Pay attention to first-registration country. A car first registered in Italy and sold at a German auction may have rust and emissions paperwork issues that a domestic-registered car of the same age would not. Carindex's regional pricing data shows that ex-Italian cars trade at a 4 to 7% discount in Northern European markets even at identical mileage and condition grade — useful for adjusting your max bid.
## Online vs Live Hall: Choosing Your Battlefield
The structural choice between online platforms and physical halls is more strategic than most dealers acknowledge. Online auctions favour disciplined buyers with tight filters and fast bidding tools. Physical halls favour buyers who can read a car physically, walk the lot, and exploit the lower attendance on bad-weather days.
In 2026, the data favours online for predictable inventory and live halls for opportunistic buying. Online platforms like Auto1.com, BCA Online, and Manheim Express now process roughly 65% of European auction volume. Their pricing is efficient — bargains are rare — but the breadth of choice means a disciplined buyer with a six-profile filter can buy 8 to 12 cars a week without leaving the office.
Live halls reward the opposite skill. Attendance at midweek halls in February and August drops by 30 to 40%. Bid prices in those halls run 4 to 7% below the same week's online auctions for equivalent cars. If your team includes a buyer who can travel and physically inspect, the calendar arbitrage is real money.
A blended strategy works best for most dealers: 70% of volume from online, 30% from live halls timed to low-attendance weeks. Track the gross margin per source separately. The number will surprise you and will guide next year's plan.

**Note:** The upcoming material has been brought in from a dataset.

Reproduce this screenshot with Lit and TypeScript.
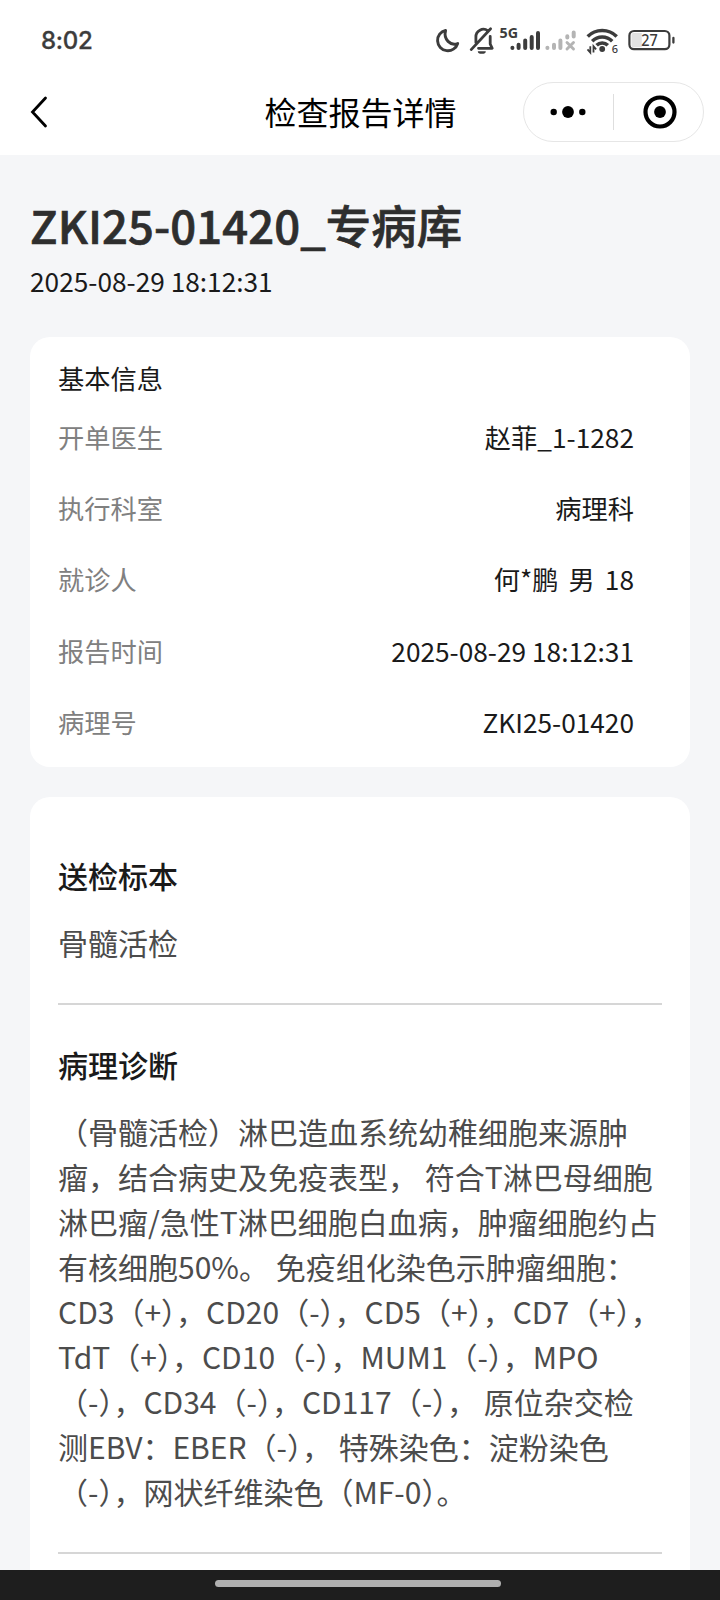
import { LitElement, html, css } from "lit";
import { customElement } from "lit/decorators.js";

const INFO: [string, string[]][] = [
  ["开单医生", ["赵菲_1-1282"]],
  ["执行科室", ["病理科"]],
  ["就诊人", ["何*鹏", "男", "18"]],
  ["报告时间", ["2025-08-29 18:12:31"]],
  ["病理号", ["ZKI25-01420"]],
];

const DIAGNOSIS =
  "（骨髓活检）淋巴造血系统幼稚细胞来源肿瘤，结合病史及免疫表型， 符合T淋巴母细胞淋巴瘤/急性T淋巴细胞白血病，肿瘤细胞约占有核细胞50%。 免疫组化染色示肿瘤细胞：CD3（+），CD20（-），CD5（+），CD7（+），TdT（+），CD10（-），MUM1（-），MPO（-），CD34（-），CD117（-）， 原位杂交检测EBV：EBER（-）， 特殊染色：淀粉染色（-），网状纤维染色（MF-0）。";

@customElement("status-bar")
class StatusBar extends LitElement {
  static styles = css`
    :host {
      display: flex;
      height: 80px;
      align-items: center;
      justify-content: space-between;
      padding: 0 44px 0 41px;
      box-sizing: border-box;
      color: #3c3c3c;
    }
    .time {
      font: 500 24px/34px "Inter", sans-serif;
      letter-spacing: -0.3px;
      padding-top: 2px;
      -webkit-text-stroke: 0.3px #3c3c3c;
    }
    svg {
      display: block;
    }
    .net {
      font: 700 13.500px "Noto Sans", sans-serif;
    }
    .six {
      font: 500 11px "Noto Sans", sans-serif;
    }
    .pct {
      font: 500 16px "Noto Sans", sans-serif;
    }
  `;
  render() {
    return html`<span class="time">8:02</span>
      <svg width="242" height="40" viewBox="434 20 242 40" fill="none" stroke="#3c3c3c">
        <path
          d="M445.6 30.400A10.300 10.300 0 1 0 457.700 43.500C450.500 46.200 443.200 39.500 445.600 30.400z"
          stroke-width="2.900"
          stroke-linejoin="round"
        />
        <path
          d="M490.200 36.500V44l2 4.300H478.500M475.900 42.500V37a7.500 7.500 0 0 1 12-6.200M471.200 49.600L490.600 28.800"
          stroke-width="2.800"
          stroke-linecap="round"
          stroke-linejoin="round"
        />
        <path d="M477.800 51.200h8a4 2.600 0 0 1-8 0z" fill="#3c3c3c" stroke="none" />
        <text class="net" x="499.500" y="37.800" textLength="18.500" lengthAdjust="spacingAndGlyphs" fill="#3c3c3c" stroke="none">5G</text>
        <path
          d="M512.400 48v-.300M518.600 48v-3.300M525.200 48v-7.500M531.700 48v-11M538 48v-15"
          stroke-width="4"
          stroke-linecap="round"
        />
        <g stroke="#b4b4b4" stroke-linecap="round">
          <path
            d="M547.400 48v-.300M554 48v-3.300M560.400 48v-7.500M567.300 37.500v-1.300M573.700 36.600v-4"
            stroke-width="4"
          />
          <path d="M567 42.500l6.500 6.500M573.500 42.500l-6.500 6.500" stroke-width="2.900" />
        </g>
        <g stroke-width="3.500">
          <path d="M587.700 36.400a20.500 20.500 0 0 1 29 0" />
          <path d="M592.200 41.200a14 14 0 0 1 20 0" />
          <path d="M596.600 45.300a7.800 7.800 0 0 1 11.200 0" />
        </g>
        <circle cx="602.200" cy="49" r="2.900" fill="#3c3c3c" stroke="none" />
        <path d="M590.300 46.200v6.300l-2.800-3.200M593.500 52.500v-6.300l2.600 3.200" stroke-width="1.800" />
        <text class="six" x="611.700" y="52.600" fill="#3c3c3c" stroke="none">6</text>
        <rect x="629.400" y="31" width="40" height="18.200" rx="4.600" stroke-width="2.200" />
        <path d="M633.500 33h8.300v14.200h-8.300a2 2 0 0 1-2-2V35a2 2 0 0 1 2-2z" fill="#e2e2e2" stroke="none" />
        <text class="pct" x="641.200" y="46.200" textLength="16.500" lengthAdjust="spacingAndGlyphs" fill="#3c3c3c" stroke="none">27</text>
        <path d="M673.400 38v4.600" stroke-width="2.300" stroke-linecap="round" />
      </svg>`;
  }
}

@customElement("nav-bar")
class NavBar extends LitElement {
  static styles = css`
    :host {
      display: grid;
      grid-template-columns: 197px 1fr 197px;
      align-items: center;
      height: 75px;
      padding-bottom: 11px;
      box-sizing: border-box;
      color: #000;
    }
    .back {
      margin-left: 27.500px;
      display: block;
    }
    .title {
      text-align: center;
      font-size: 32px;
      line-height: 48px;
      padding: 0 0 3px 1px;
    }
    .capsule {
      display: flex;
      align-items: center;
      box-sizing: border-box;
      width: 181px;
      height: 60px;
      border: 1px solid #e6e6e6;
      border-radius: 30px;
    }
    .half {
      flex: 1;
      display: flex;
      justify-content: center;
    }
    .half + .sep + .half {
      padding-left: 2px;
    }
    .sep {
      width: 1px;
      height: 36px;
      background: #dedede;
    }
    .half:first-child {
      padding-right: 2px;
    }
  `;
  render() {
    return html`<svg class="back" width="20" height="34" viewBox="0 0 20 34">
        <path
          d="M17.500 3L4.500 17 17.500 31"
          fill="none"
          stroke="#000"
          stroke-width="2.800"
          stroke-linecap="round"
        />
      </svg>
      <div class="title">检查报告详情</div>
      <div class="capsule">
        <div class="half">
          <svg width="36" height="12" viewBox="0 0 36 12">
            <circle cx="3.700" cy="6" r="3.200" />
            <circle cx="18" cy="6" r="5.900" />
            <circle cx="32.300" cy="6" r="3.200" />
          </svg>
        </div>
        <div class="sep"></div>
        <div class="half">
          <svg width="34" height="34" viewBox="0 0 34 34">
            <circle cx="17" cy="17" r="14.500" fill="none" stroke="#000" stroke-width="4.200" />
            <circle cx="17" cy="17" r="5.900" />
          </svg>
        </div>
      </div>`;
  }
}

@customElement("app-root")
class AppRoot extends LitElement {
  static styles = css`
    :host {
      display: flex;
      flex-direction: column;
      height: 1600px;
      overflow: hidden;
      background: #fff;
      font-family: "Noto Sans CJK SC", sans-serif;
      color: #1a1a1a;
    }
    .page {
      flex: 1;
      min-height: 0;
      overflow: hidden;
      background: #f5f6f8;
      padding: 36px 30px 0;
    }
    h1 {
      margin: 0;
      font-size: 45.400px;
      line-height: 66px;
      font-weight: 500;
      letter-spacing: 0.1px;
      color: #2e2e2e;
      -webkit-text-stroke: 0.7px #2e2e2e;
    }
    .date {
      font-size: 26.250px;
      line-height: 39px;
      margin-top: 5px;
    }
    .card {
      background: #fff;
      border-radius: 20px;
      padding: 0 28px;
    }
    .info {
      margin-top: 36px;
      height: 430px;
      padding-top: 22px;
      box-sizing: border-box;
      font-size: 26.250px;
      line-height: 39px;
    }
    .row {
      display: flex;
      justify-content: space-between;
      padding-right: 28px;
      height: 71.200px;
    }
    .first {
      height: 59px;
    }
    .label {
      color: #808080;
    }
    .value {
      display: flex;
      gap: 10px;
    }
    .detail {
      margin-top: 30px;
      padding-top: 19px;
      height: 900px;
      font-size: 30px;
      line-height: 45px;
    }
    .section {
      padding: 37px 0 38px;
      border-bottom: 2px solid #d6d6d6;
    }
    h2 {
      margin: 0 0 22px;
      font-size: 30px;
      line-height: 45px;
      font-weight: 500;
    }
    p {
      margin: 0;
      color: #4c4c4c;
    }
    .home {
      height: 30px;
      display: flex;
      justify-content: center;
      align-items: flex-start;
      padding: 10px 4px 0 0;
      box-sizing: border-box;
      background: #1e1e1e;
    }
    .pill {
      width: 286px;
      height: 7px;
      border-radius: 4px;
      background: #b0b0b0;
    }
  `;
  render() {
    return html`<status-bar></status-bar>
      <nav-bar></nav-bar>
      <main class="page">
        <h1>ZKI25-01420_专病库</h1>
        <div class="date">2025-08-29 18:12:31</div>
        <section class="card info">
          <div class="first">基本信息</div>
          ${INFO.map(
            ([label, parts]) => html`<div class="row">
              <span class="label">${label}</span>
              <span class="value">${parts.map((part) => html`<span>${part}</span>`)}</span>
            </div>`
          )}
        </section>
        <section class="card detail">
          <div class="section">
            <h2>送检标本</h2>
            <p>骨髓活检</p>
          </div>
          <div class="section">
            <h2>病理诊断</h2>
            <p>${DIAGNOSIS}</p>
          </div>
        </section>
      </main>
      <div class="home"><div class="pill"></div></div>`;
  }
}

## The Exit Plan: Decide Before You Bid
The third behaviour of top auction buyers is the discipline to know each car's destination before bidding. Three exit plans cover most cases.
**Forecourt retail.** This is the highest-margin exit but assumes the car fits a profile you actually sell. Days-to-sell is the metric. If your model-and-trim history shows 24 days, plan for 35 (auction stock is usually slightly worse condition than trade-in stock and takes longer). Anything that exits forecourt slower than 60 days erodes the margin you built into the max bid.

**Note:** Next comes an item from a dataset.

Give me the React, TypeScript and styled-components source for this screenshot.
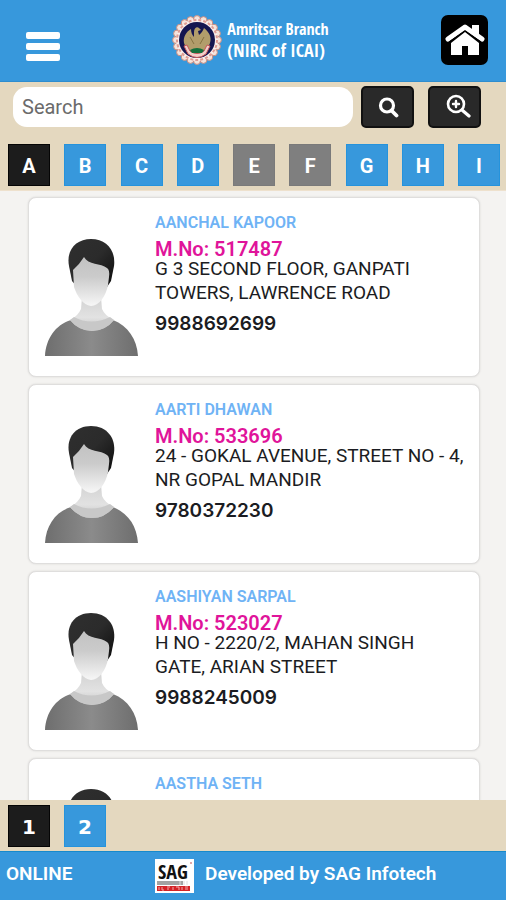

**Wholesale flip.** Sometimes a car is a good buy at the price but does not match your retail profile. Selling it within 7-10 days to a smaller dealer at a thin margin is preferable to keeping it. Build a contact list of three to five flip partners. The margin is small but the cycle time is fast and the cash returns to your bidding pool.
**Cross-border export.** Certain cars carry a 6 to 18% premium in markets other than where you bought them. Right-hand-drive cars from the UK to Cyprus or Malta, German diesel premium estates to Eastern Europe, French hybrids to Belgium or the Netherlands. The arbitrage requires logistics and tax expertise, but a well-organised export channel can absorb 15 to 25% of your auction volume profitably. Carindex's cross-border price index makes this analysis routine — the same VIN can be priced in nine markets simultaneously.
The point is that the exit is decided before the bid. A car you bid on without an exit plan is a car you will be stuck with.
## Post-Auction Discipline: The First 72 Hours
The auction does not end when you win. The first 72 hours after collection determine whether the car you bought becomes profit or a slow-moving headache.
Collect within 48 hours. Auction fees for late collection are punitive and accumulate fast. Inspect on receipt; if the car is materially worse than the condition report claimed, raise the dispute within the auction's complaint window — usually 48 to 72 hours. Most platforms honour reasonable disputes if they are filed promptly.
Recondition within 5 days. Cars sitting in a holding bay are cars not earning. The longer they sit, the more your buyer convinces themselves the car was a mistake, and the harder it becomes to price aggressively when it eventually goes online.
List within 7 days. Use the listing playbook in our previous article — strong photos, market-defended price, objection-first description. The auction-sourced car is at peak appeal in its first month online. Do not waste that window.
## Tracking the Outcome: The Quarterly Review
Auction buying improves only with feedback. Every quarter, run a simple report on every auction-sourced car: bid price, fees, reconditioning cost, days to sell, sale price, gross margin. Sort by margin. Look at the bottom five. What was the common pattern? Wrong make? Wrong mileage band? Sourced from a specific auction site? Sourced from a specific seller?
Adjust your filters and your max-bid formula based on what the bottom five tell you. The buyer who runs this review honestly each quarter will outperform the buyer relying on instinct within two cycles.
## Actionable Takeaways
Build your auction shopping list from your own retail sales data, not from the catalogue. Calculate a max bid for every candidate using a defended formula and never exceed it. Read the condition report properly, especially body diagram, mechanical notes, and registration history. Blend online platforms (predictable volume) with live halls (calendar arbitrage on low-attendance weeks). Decide each car's exit plan — forecourt, wholesale flip, or export — before you bid. Respect the post-auction 72-hour cycle: collect, inspect, recondition, list. Run a brutal quarterly review of your worst margins and adjust your filters. The dealers who treat auctions as a process rather than a thrill consistently realise three times the per-car margin of their less-disciplined peers, with no extra capital outlay. The opportunity is there. The discipline is the price.